I know that I am using the chain rule here and I have the partial derivates of U:
$\frac{∂U}{∂x}$ = 3x²y

$\frac{∂U}{∂y}$ = x³

So far I have the equation given below.
$\frac{dU}{dt}$ = 3x²y $\frac{dx}{dt}$ + x³ $\frac{dy}{dt}$

However, I do not know how to calculate $\frac{dx}{dt}$ and $\frac{dy}{dt}$. I tried to calculate them implicitly but I am still working with three variables x, y, and t. Could you please help me with this? Any insight would be greatly appreciated! Thank you!

 

[A. Bahat]

Well, you haven't used either of the other conditions: $x^5 + y = t$ and $x^2 + y^3 = t^2$. Try differentiating with respect to $t$. Then you can at least get $\frac{dx}{dt}$ in terms of $\frac{dy}{dt}$ (or vice versa).

 

[LJoseph1227]

Thank you for your suggestion! I really appreciate it! :)

Okay so I calculated $\frac{dx}{dt}$ and $\frac{dy}{dt}$.
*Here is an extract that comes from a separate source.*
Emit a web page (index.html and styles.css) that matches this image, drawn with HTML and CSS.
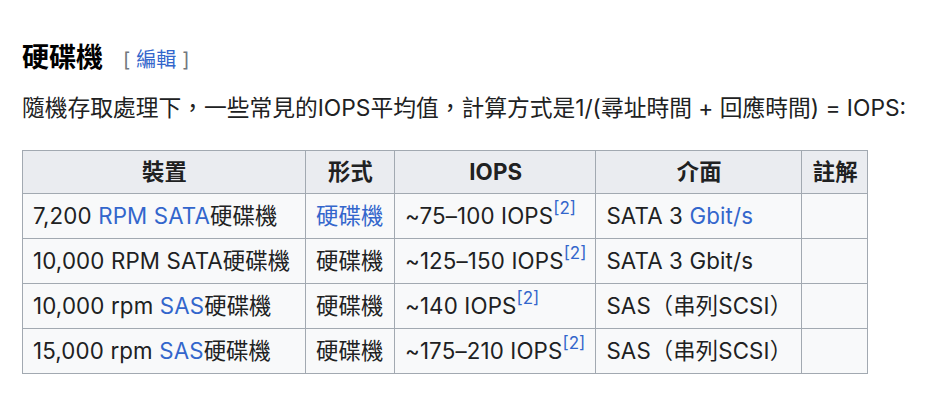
FILE: index.html
```html
<!DOCTYPE html>
<html lang="zh-Hant">
<head>
<meta charset="utf-8">
<link rel="stylesheet" href="styles.css">
</head>
<body>
<div class="content">
  <h2 class="heading"><span class="title">硬碟機</span><span class="edit"><span class="br">[</span><a href="#">編輯</a><span class="br">]</span></span></h2>
  <p class="lead">隨機存取處理下，一些常見的IOPS平均值，計算方式是1/(尋址時間 + 回應時間) = IOPS:</p>
  <table class="wikitable">
    <thead>
      <tr>
        <th class="c1">裝置</th>
        <th class="c2">形式</th>
        <th class="c3">IOPS</th>
        <th class="c4">介面</th>
        <th class="c5">註解</th>
      </tr>
    </thead>
    <tbody>
      <tr>
        <td>7,200 <a href="#">RPM</a> <a href="#">SATA</a>硬碟機</td>
        <td><a href="#">硬碟機</a></td>
        <td>~75–100 IOPS<sup><a href="#">[2]</a></sup></td>
        <td>SATA 3 <a href="#">Gbit/s</a></td>
        <td></td>
      </tr>
      <tr>
        <td>10,000 RPM SATA硬碟機</td>
        <td>硬碟機</td>
        <td>~125–150 IOPS<sup><a href="#">[2]</a></sup></td>
        <td>SATA 3 Gbit/s</td>
        <td></td>
      </tr>
      <tr>
        <td>10,000 rpm <a href="#">SAS</a>硬碟機</td>
        <td>硬碟機</td>
        <td>~140 IOPS<sup><a href="#">[2]</a></sup></td>
        <td>SAS（串列SCSI）</td>
        <td></td>
      </tr>
      <tr>
        <td>15,000 rpm <a href="#">SAS</a>硬碟機</td>
        <td>硬碟機</td>
        <td>~175–210 IOPS<sup><a href="#">[2]</a></sup></td>
        <td>SAS（串列SCSI）</td>
        <td></td>
      </tr>
    </tbody>
  </table>
</div>
</body>
</html>
```
FILE: styles.css
```css
html, body {
  margin: 0;
  padding: 0;
  background: #ffffff;
}
body {
  font-family: Inter, "Noto Sans CJK TC", sans-serif;
  color: #202122;
}
a {
  color: #3366cc;
  text-decoration: none;
}
.content {
  padding: 41px 0 0 22px;
}
.heading {
  margin: 0;
  height: 34px;
  line-height: 34px;
  display: flex;
  align-items: baseline;
  font-weight: normal;
}
.title {
  font-size: 27px;
  font-weight: bold;
  color: #000000;
}
.edit {
  margin-left: 20px;
  font-size: 20px;
  color: #54595d;
  display: inline-flex;
  gap: 6px;
}
.edit .br {
  color: #72777d;
}
.lead {
  margin: 15px 0 0 0;
  font-size: 22.75px;
  line-height: 35px;
  color: #202122;
}
.wikitable {
  margin-top: 25px;
  border-collapse: collapse;
  border: 1px solid #a2a9b1;
  background: #f8f9fa;
  font-size: 22.3px;
  line-height: 34px;
  letter-spacing: 0.15px;
}
.wikitable th,
.wikitable td {
  border: 1px solid #a2a9b1;
  padding: 4px 9px 4px 10px;
  white-space: nowrap;
}
.wikitable thead tr {
  height: 43px;
}
.wikitable tbody tr {
  height: 45px;
}
.wikitable th {
  background: #eaecf0;
  font-weight: bold;
  text-align: center;
  color: #202122;
}
.wikitable td {
  text-align: left;
}
.c1 { width: 263px; }
.c2 { width: 69px; }
.c3 { width: 181px; }
.c4 { width: 184px; }
.c5 { width: 46px; }
sup {
  font-size: 17px;
  line-height: 1;
  letter-spacing: 0;
  vertical-align: 10px;
}
```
$\frac{dx}{dt}$ = -$\frac{\frac{∂F}{∂t}}{\frac{∂F}{∂x}}$ and $\frac{dy}{dt}$ = -$\frac{\frac{∂F}{∂t}}{\frac{∂F}{∂y}}$

I substituted x and y into the two different t equations getting x² + (t - x⁵)³ - t² = 0 and (t² - y³)^5/2 + y - t = 0. From there I was able to get $\frac{dx}{dt}$ = - [-2t + 3(t - x⁵)² / 2x - 15x⁴(t - x⁵)²] and $\frac{dy}{dt}$ = - [5t(t² - y³)^{$\frac{3}{2}$} - 1 / -$\frac{15}{2}$y²(t² - y³)^{$\frac{3}{2}$} + 1].

From there I plugged $\frac{dx}{dt}$ and $\frac{dy}{dt}$ into the original equation, $\frac{du}{dt}$ = $\frac{∂u}{∂x}$ ($\frac{dx}{dt}$) + $\frac{∂u}{∂y}$ ($\frac{dy}{dt}$).

The final answer for $\frac{du}{dt}$ looks pretty ugly and cannot be simplified much. Does this seem correct? Is this how I ultimately calculate $\frac{du}{dt}$?